Uniqueness means that you ensure that there are no duplicates or overlaps within the data being collected. For example, let’s say there are shared waste facilities between Offices and Factories. We would need to ensure that only one of them records the amount of waste generated, so we don’t end up duplicating the data. Another example might be ensuring only one person recorded an employee accident, so there aren’t duplicate records of the same accident. Ensuring uniqueness of data points builds trust in the data and the analysis built from the data.
3. Validity: Is the data presented in the correct and pre-defined format, type or range so as to be applicable to the given analytical task?
For data to be valid, it must to be recorded in the correct way required for the analysis that’s taking place. For instance, is the energy consumption data each for each year all in the same unit? To make sure that your data is always top-notch, you can put validation rules in place to catch any errors before they cause problems down the line. This might include not allowing data to be submitted if it isn’t in the correct format, or creating a flag to alert when data isn’t valid.
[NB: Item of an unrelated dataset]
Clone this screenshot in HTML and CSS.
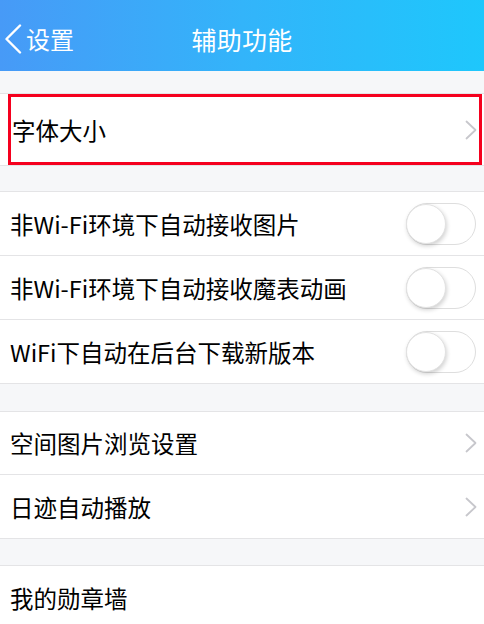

Collecting invalid data can have serious knock-on effects. If large amounts of the data are invalid, then this can impact the completeness of the data. And, as we mentioned previously, if data is incomplete, the required analytic tasks may not be able to be carried out.
4. Timeliness: How long is the time difference between data capture and the real-world event being captured?
Why is it so integral to data quality that data collection is carried out on time and as soon as possible after the data becomes available? Data quality may diminish over time. If not collected right away people may lose the data or forget about it and end up having to provide an estimate. Estimating can lead to misleading data that won’t provide useful insights for business strategy. Timeliness can also be important for auditing purposes. Certain data covering a certain timeframe is required for audits and reporting requirements, so it is important this data is all collected on time.
5. Accuracy: Does the data match up with the real-world object or event it describes, enabling correct conclusions to be drawn from it?
Essentially, we can think of accuracy as meaning – does that data mean what it’s supposed to in real life? It’s important that businesses find a way of ensuring that data collection can be carried out as accurately as possible. This might involve ensuring that you use the correct recording equipment and that it’s working properly. Putting validation rules and a data-checking system in place can help to identify inaccuracies. For example, if one year of data presents very different results from other years, it will be highlighted and potentially identified as an inaccurate result. In today’s world, keeping up with regulatory changes and meeting stakeholder expectations has become more important than ever. And when it comes to data, accuracy is key to building trust.
6. Consistency: Is the given dataset consistent and correlative with different representations of the same information across multiple datasets?
Put simply, consistency means that the same information stored and used at multiple instances matches up. One example of good consistency would be all sites using the same unit of measurement to track water consumption. This means that you can aggregate and analyse data from multiple sources side-by-side. It allows for comparison of data between countries and sites, and over time, to gain insights from the data. Imagine if the information was all recorded in different units, all following a slightly different data-entry policy. It would be much more difficult to understand! Consistency is the key to unlocking valuable insights from data.
In the era of information abundance, businesses need to prioritise data quality to make informed decisions, meet sustainability goals, and comply with evolving regulations…
The six dimensions of data quality – completeness, uniqueness, timeliness, validity, accuracy, and consistency – are the cornerstones of data integrity. By making sure your data adheres to these dimensions, you can harness the power of data to drive sustainability, build trust with stakeholders, and make data-driven decisions that lead to a more sustainable future. But remember, just because your data isn’t perfect, it doesn’t mean you can’t get started making a positive impact. We can help you map your data to find any gaps or issues, and then work to elevate its quality so you can extract the most valuable insights. High-quality data is the key to long-term success in a world that increasingly values transparency and environmental responsibility.